Various methods and technologies for decarbonization of ferroalloy production are available; each with their own challenges and opportunities. Their potential and the most promising method vary between the different ferroalloys as well as with location, energy mix and time frame.

Ferroalloys are industrially produced mainly in submerged arc furnaces (SAF) where electric energy is used for reduction and are supplied by electrodes to the reduction zone The main raw materials are oxides that are reduced to alloy by solid carbon. Possible pathways for decarbonization can be changes of existing processes, use of new or alternative raw materials, pre-processing of raw materials, post processing of off-gases or completely new processes, or a combination of some theese. Some examples are given in the paper.
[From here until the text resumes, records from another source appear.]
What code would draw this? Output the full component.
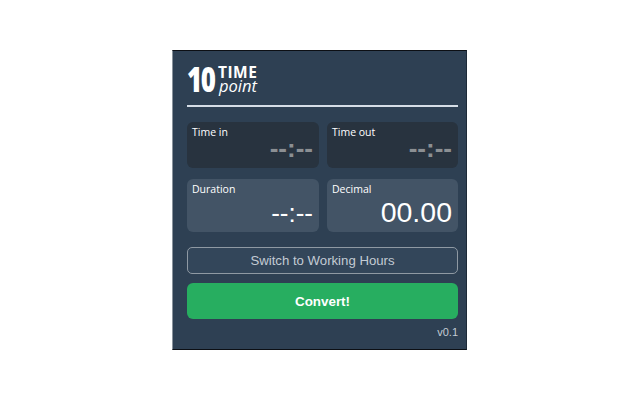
<style>
:global(body) { margin: 0; background: #fff; }
.page { width: 640px; height: 400px; display: flex; justify-content: center; align-items: flex-start; padding: 50px 1px 0 0; box-sizing: border-box; }
.panel { width: 295px; height: 300px; box-sizing: border-box; background: #2e4053; border-top: 1px solid #0c0f14; border-bottom: 1px solid #0c0f14; border-left: 1px solid #8a939c; border-right: 1px solid #1d2a38; padding: 13px 8px 0 14px; font-family: "Open Sans", sans-serif; color: #fff; display: flex; flex-direction: column; }
.logo { display: flex; align-items: center; height: 30px; gap: 3px; }
.ten { font-weight: 800; font-size: 36px; letter-spacing: -2px; line-height: 30px; width: 28px; transform: scaleX(0.72); transform-origin: left center; }
.words { display: flex; flex-direction: column; }
.time { font-weight: 700; font-size: 15.5px; line-height: 14px; letter-spacing: 0.5px; }
.point { font-style: italic; font-weight: 400; font-size: 16.5px; line-height: 14px; padding-left: 1px; }
hr { margin: 11px 0 15px; border: 0; height: 2px; background: #d5dde6; width: 271px; }
.grid { display: grid; grid-template-columns: 132px 131px; gap: 11px 8px; }
.card { border-radius: 6px; padding: 4px 6px 0 5px; box-sizing: border-box; display: flex; flex-direction: column; }
.dark { background: #28333f; height: 46px; }
.light { background: #435466; height: 53px; }
.label { font-size: 10.5px; line-height: 13px; }
.value { text-align: right; font-family: "Liberation Sans", sans-serif; }
.dark .value { color: #8b8f93; font-weight: 700; font-size: 26px; line-height: 18px; }
.light .value { font-size: 26px; line-height: 26px; margin-top: 4px; }
.light .value.big { font-size: 28.5px; line-height: 30px; margin-top: 1px; }
.switch { margin-top: 15px; height: 27px; width: 271px; box-sizing: border-box; border: 1.5px solid #8f99a3; border-radius: 5px; background: #33465a; color: #c3cbd4; font-family: "Liberation Sans", sans-serif; font-size: 13.2px; padding: 0; }
.convert { margin-top: 9px; height: 36px; width: 271px; border: 0; border-radius: 6px; background: #27ae60; color: #fff; font-family: "Liberation Sans", sans-serif; font-weight: 700; font-size: 13.4px; padding: 0; }
.ver { width: 271px; text-align: right; margin-top: 7px; font-family: "Liberation Sans", sans-serif; font-size: 11px; line-height: 13px; color: #c3cbd4; }
</style>

<div class="page">
  <div class="panel">
    <div class="logo">
      <span class="ten">10</span>
      <span class="words"><span class="time">TIME</span><span class="point">point</span></span>
    </div>
    <hr />
    <div class="grid">
      <div class="card dark"><span class="label">Time in</span><span class="value">--:--</span></div>
      <div class="card dark"><span class="label">Time out</span><span class="value">--:--</span></div>
      <div class="card light"><span class="label">Duration</span><span class="value">--:--</span></div>
      <div class="card light"><span class="label">Decimal</span><span class="value big">00.00</span></div>
    </div>
    <button class="switch">Switch to Working Hours</button>
    <button class="convert">Convert!</button>
    <div class="ver">v0.1</div>
  </div>
</div>
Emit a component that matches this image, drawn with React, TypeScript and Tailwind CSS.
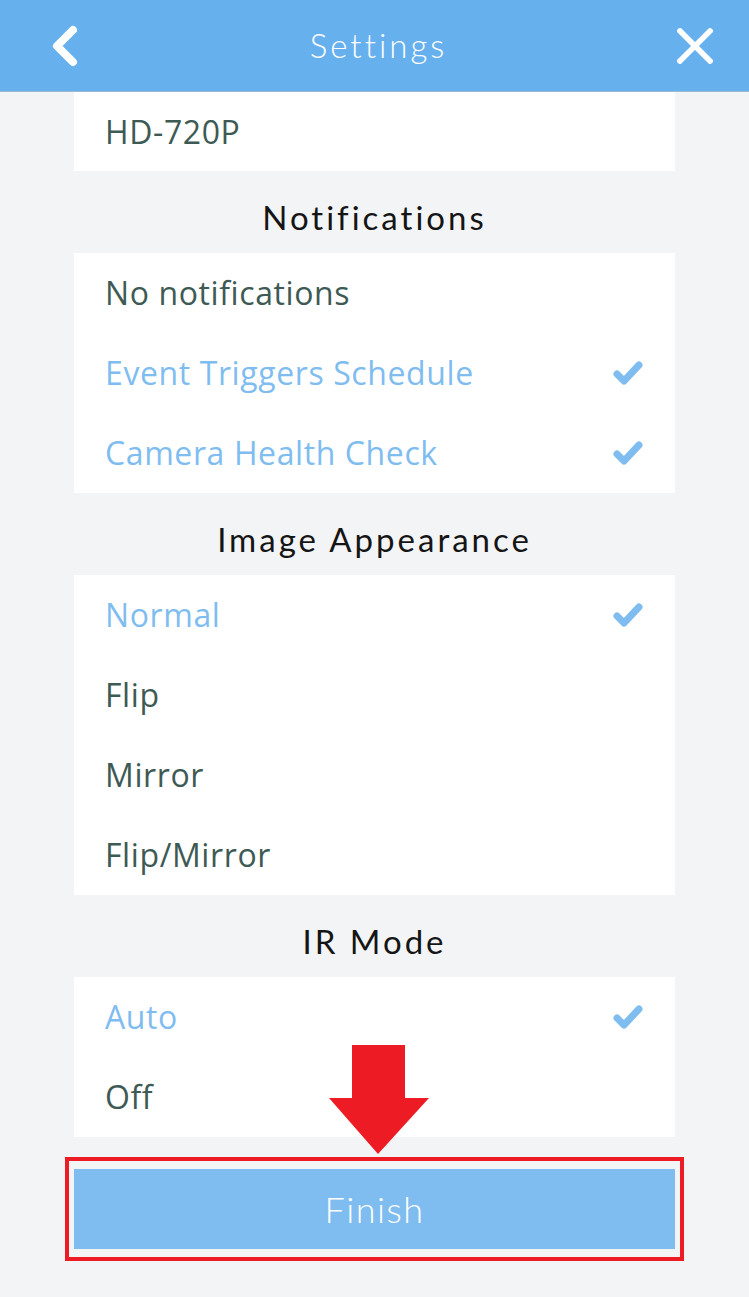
import React from "react";

const Check = () => (
  <svg width="30" height="26" viewBox="0 0 30 26" className="shrink-0">
    <path d="M4 14 L11 21 L26 5" fill="none" stroke="#7fbdf0" strokeWidth="7" strokeLinecap="round" strokeLinejoin="round" />
  </svg>
);

type Row = { label: string; active?: boolean };

const bodyFont = { fontFamily: "'Open Sans', Roboto, 'Liberation Sans', sans-serif" };
const titleFont = { fontFamily: "Lato, 'Noto Sans', sans-serif" };

const Panel = ({ rows }: { rows: Row[] }) => (
  <div className="mx-[74px] bg-white">
    {rows.map((r) => (
      <div key={r.label} className="flex h-[80px] items-center justify-between pl-[31px] pr-[32px]">
        <span
          className={`text-[32px] leading-none tracking-[0.6px] ${r.active ? "text-[#7fbdf0]" : "text-[#3e5a54]"}`}
          style={bodyFont}
        >
          {r.label}
        </span>
        {r.active && <Check />}
      </div>
    ))}
  </div>
);

const Title = ({ children }: { children: React.ReactNode }) => (
  <div
    className="flex h-[82px] items-center justify-center pt-[11px] text-[33px] font-normal tracking-[3px] text-[#151515]"
    style={titleFont}
  >
    {children}
  </div>
);

export default function App() {
  return (
    <div className="relative h-[1297px] w-[749px] overflow-hidden bg-[#f3f4f6]">
      <div className="flex h-[92px] items-center justify-between border-b border-[#9cb9d4] bg-[#67b0ee] pl-[50px] pr-[36px]">
        <svg width="30" height="42" viewBox="0 0 30 42">
          <path d="M23 5 L7 21 L23 37" fill="none" stroke="white" strokeWidth="8" strokeLinecap="round" strokeLinejoin="round" />
        </svg>
        <span className="text-[33px] font-light tracking-[3px] text-white" style={titleFont}>
          Settings
        </span>
        <svg width="36" height="36" viewBox="0 0 36 36">
          <path d="M3 3 L33 33 M33 3 L3 33" stroke="white" strokeWidth="5.5" strokeLinecap="square" />
        </svg>
      </div>
      <div className="mx-[74px] flex h-[79px] items-center bg-white pl-[31px]">
        <span className="text-[32px] leading-none tracking-[0.6px] text-[#3e5a54]" style={bodyFont}>
          HD-720P
        </span>
      </div>
      <Title>Notifications</Title>
      <Panel
        rows={[
          { label: "No notifications" },
          { label: "Event Triggers Schedule", active: true },
          { label: "Camera Health Check", active: true },
        ]}
      />
      <Title>Image Appearance</Title>
      <Panel
        rows={[
          { label: "Normal", active: true },
          { label: "Flip" },
          { label: "Mirror" },
          { label: "Flip/Mirror" },
        ]}
      />
      <Title>IR Mode</Title>
      <Panel rows={[{ label: "Auto", active: true }, { label: "Off" }]} />
      <div className="mx-[65px] mt-[20px] border-[4px] border-[#ed1c24] px-[5px] py-[8px]">
        <div
          className="flex h-[80px] items-center justify-center bg-[#7fbdf0] text-[36px] font-light tracking-[1.5px] text-white"
          style={titleFont}
        >
          Finish
        </div>
      </div>
      <svg className="absolute left-[327px] top-[1044px]" width="104" height="114" viewBox="0 0 104 114">
        <path d="M25 1 H78 V54 H102 L51 110 L2 54 H25 Z" fill="#ed1c24" />
      </svg>
    </div>
  );
}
Greenhouse gas emissions (GHC) from ferroalloy industry has decreased the last decades by changes in existing production as furnace design and improved process control. Both carbon and energy consumption has been reduced. The potential for further reduction is limited by the amount of carbon required to remove oxygen in the ore. Alternative technologies are thus sought.

Use of a non-fossil reductant as biocarbon will reduce fossile emissions and do not require any main changes in existing process. It is already in use and is often seen as the easiest solution. The main challenges are availability and to have qualities that do not reduce furnace performance or increase specific energy and carbon consumption. Pretreatment and prereduction of ores are especially relevant for Mn- and Cr- alloy production. Although this will reduce CO2 emissions, carbon is still needed for final reduction and other methods must be used in addition. Use of CO- rich off-gas as raw material for other products or carbon capture and storage of the gas, will reduce the CO2 emissions from the actual plant, but in most cases over time result in same global CO2 emissions. Recirculation of gases back to the process is a way to decrease this drawback. New, alternative methods can be gaseous reduction, mainly with hydrogen, electrolysis and metallothermi. The possibility for use of each of theese for a specific alloy depend on the reduction potential that can be obtained in the actual case. For all the ferroalloys there are technical challenges that must be overcome before such new technologies can be used. Different alternative approaches as use of plasma or new electrolytes have been proposed. A combination of different technologies is in some cases the best choice

To be sustainable and contribute to decarbonization, carbon consumption and CO2 emissions from the total value chain must be reduced. In evaluation of potentials and challenges it must thus be ensured that pre-processing, postprocessing, raw material and energy use and steps in new process does not increase total consumption of fossile carbon.

Examples of pathways for decarbonization of ferroalloy production, with focus on Mn, FeSi and Si production will be presented and discussed.